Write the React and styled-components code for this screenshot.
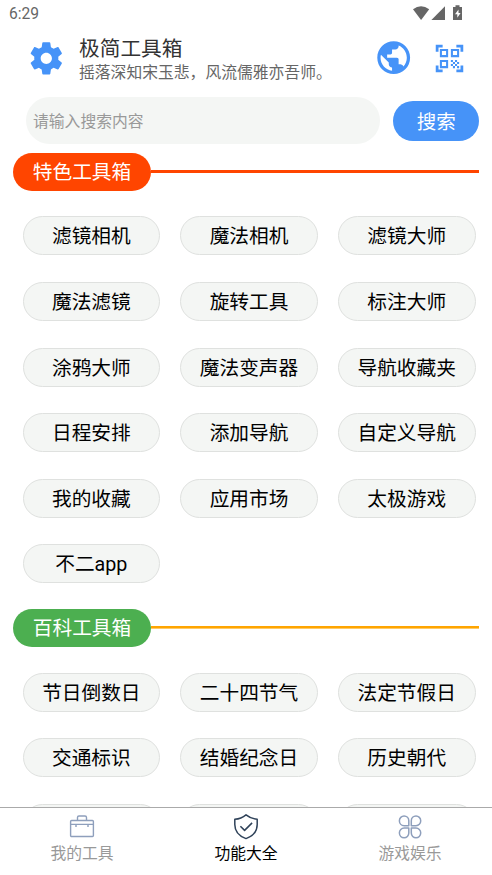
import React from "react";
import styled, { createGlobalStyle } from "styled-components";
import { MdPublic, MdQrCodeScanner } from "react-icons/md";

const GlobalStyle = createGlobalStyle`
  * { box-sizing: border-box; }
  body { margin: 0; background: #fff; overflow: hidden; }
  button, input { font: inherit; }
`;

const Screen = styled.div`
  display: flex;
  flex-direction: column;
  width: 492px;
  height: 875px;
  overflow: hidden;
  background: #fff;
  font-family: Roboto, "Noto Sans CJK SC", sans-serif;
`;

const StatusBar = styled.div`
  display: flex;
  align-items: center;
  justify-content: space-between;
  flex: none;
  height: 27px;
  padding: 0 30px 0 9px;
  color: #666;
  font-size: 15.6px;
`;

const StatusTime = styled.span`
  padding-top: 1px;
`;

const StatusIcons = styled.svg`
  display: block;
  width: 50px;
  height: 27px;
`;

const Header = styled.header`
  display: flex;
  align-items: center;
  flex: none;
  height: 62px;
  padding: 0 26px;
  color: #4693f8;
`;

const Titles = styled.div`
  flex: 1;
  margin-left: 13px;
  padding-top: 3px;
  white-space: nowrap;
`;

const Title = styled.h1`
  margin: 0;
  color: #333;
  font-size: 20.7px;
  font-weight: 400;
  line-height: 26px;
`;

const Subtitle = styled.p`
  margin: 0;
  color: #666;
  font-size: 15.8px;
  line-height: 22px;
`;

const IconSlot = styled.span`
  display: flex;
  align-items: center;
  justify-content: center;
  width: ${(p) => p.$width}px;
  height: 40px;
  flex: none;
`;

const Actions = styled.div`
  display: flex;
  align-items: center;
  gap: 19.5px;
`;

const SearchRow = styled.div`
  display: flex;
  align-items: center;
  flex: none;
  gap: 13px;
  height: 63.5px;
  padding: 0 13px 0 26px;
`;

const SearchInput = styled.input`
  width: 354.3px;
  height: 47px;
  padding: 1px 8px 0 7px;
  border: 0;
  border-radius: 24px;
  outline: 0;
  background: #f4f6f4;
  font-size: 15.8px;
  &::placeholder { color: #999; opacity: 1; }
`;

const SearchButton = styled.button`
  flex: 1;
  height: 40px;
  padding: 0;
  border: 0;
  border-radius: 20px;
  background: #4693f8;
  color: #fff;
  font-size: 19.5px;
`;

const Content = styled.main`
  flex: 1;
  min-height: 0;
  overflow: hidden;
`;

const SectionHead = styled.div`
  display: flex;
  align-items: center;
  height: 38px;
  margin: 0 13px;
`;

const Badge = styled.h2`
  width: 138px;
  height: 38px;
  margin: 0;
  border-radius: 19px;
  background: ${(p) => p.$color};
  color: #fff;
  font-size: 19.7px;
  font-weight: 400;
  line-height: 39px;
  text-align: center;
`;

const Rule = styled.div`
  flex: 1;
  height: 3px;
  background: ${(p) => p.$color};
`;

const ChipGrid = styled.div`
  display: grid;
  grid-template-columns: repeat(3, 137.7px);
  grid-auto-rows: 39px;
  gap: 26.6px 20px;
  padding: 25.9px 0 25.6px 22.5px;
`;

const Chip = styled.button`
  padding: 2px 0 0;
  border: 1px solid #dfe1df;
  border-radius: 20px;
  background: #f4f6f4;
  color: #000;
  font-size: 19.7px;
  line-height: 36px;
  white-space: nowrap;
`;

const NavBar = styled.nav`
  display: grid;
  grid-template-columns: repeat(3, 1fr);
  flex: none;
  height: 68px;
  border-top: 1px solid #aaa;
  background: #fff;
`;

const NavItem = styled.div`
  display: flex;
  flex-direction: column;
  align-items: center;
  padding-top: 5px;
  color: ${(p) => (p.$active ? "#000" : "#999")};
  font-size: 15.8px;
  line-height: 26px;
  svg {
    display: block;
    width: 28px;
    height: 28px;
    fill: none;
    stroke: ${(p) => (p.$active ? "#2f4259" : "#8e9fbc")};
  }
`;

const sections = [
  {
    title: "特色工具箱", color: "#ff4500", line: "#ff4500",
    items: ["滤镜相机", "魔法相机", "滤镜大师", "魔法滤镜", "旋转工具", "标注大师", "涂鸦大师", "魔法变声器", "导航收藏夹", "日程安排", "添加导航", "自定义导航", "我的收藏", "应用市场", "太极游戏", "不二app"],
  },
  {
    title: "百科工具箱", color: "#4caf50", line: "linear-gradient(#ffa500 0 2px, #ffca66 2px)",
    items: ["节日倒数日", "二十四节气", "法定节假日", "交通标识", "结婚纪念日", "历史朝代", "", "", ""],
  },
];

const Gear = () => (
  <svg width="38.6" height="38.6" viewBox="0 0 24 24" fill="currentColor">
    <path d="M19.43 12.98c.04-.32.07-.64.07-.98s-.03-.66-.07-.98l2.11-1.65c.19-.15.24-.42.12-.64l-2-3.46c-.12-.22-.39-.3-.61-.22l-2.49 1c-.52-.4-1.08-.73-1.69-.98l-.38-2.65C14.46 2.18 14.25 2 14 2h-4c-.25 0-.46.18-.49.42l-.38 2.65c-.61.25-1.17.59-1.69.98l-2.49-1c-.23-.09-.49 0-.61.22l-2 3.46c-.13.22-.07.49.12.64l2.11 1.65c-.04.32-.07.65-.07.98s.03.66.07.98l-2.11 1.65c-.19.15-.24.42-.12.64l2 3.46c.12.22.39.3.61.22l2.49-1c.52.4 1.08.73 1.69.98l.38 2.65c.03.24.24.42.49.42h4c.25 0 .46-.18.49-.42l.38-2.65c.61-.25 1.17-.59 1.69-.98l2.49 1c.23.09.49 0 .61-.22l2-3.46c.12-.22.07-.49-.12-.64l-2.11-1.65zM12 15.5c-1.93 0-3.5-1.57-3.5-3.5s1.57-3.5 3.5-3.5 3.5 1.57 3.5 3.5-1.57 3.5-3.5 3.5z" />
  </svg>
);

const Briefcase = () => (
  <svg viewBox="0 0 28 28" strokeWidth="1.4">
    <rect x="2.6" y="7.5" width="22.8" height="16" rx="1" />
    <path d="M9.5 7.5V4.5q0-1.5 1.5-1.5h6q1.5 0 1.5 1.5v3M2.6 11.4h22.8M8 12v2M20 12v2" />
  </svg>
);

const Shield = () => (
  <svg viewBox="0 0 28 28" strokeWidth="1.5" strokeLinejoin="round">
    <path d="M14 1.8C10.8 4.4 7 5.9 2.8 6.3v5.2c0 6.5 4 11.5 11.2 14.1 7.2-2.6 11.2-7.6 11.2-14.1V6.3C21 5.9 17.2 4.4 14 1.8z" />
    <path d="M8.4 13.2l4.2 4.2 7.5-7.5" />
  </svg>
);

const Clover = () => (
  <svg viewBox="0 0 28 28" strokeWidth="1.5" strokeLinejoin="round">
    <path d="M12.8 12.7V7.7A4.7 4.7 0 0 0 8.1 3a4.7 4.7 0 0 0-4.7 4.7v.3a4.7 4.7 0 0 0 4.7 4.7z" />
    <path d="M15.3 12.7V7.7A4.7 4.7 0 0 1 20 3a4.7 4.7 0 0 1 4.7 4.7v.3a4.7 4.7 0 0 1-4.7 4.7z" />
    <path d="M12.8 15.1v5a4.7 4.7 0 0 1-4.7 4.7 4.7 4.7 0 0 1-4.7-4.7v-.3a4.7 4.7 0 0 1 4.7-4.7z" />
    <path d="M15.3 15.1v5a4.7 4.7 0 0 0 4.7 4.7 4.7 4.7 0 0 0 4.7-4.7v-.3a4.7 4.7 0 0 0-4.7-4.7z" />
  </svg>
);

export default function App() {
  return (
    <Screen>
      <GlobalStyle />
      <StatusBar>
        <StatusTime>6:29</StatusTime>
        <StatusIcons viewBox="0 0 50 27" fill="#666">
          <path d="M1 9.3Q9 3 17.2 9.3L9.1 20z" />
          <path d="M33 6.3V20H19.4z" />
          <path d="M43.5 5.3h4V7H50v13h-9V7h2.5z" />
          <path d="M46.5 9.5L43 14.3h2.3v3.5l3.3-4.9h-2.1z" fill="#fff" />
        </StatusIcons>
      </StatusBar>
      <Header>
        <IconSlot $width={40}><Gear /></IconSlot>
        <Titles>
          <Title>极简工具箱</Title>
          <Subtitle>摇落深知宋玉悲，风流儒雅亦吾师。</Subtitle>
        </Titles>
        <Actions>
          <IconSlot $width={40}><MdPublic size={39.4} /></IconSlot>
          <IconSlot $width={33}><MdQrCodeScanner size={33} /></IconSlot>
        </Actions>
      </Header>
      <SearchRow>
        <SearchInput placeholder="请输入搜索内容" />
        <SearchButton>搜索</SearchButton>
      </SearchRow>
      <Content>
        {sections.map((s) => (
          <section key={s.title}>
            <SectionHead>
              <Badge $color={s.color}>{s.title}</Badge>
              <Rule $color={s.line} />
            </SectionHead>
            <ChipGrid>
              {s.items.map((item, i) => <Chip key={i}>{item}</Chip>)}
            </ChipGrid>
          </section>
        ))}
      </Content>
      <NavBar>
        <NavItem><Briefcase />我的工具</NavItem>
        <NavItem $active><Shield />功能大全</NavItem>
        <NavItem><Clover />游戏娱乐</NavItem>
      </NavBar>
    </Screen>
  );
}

....

Pick out each line above that includes "components" and show it.

**ANSWER**
Write the React and styled-components code for this screenshot.
import styled, { createGlobalStyle } from "styled-components";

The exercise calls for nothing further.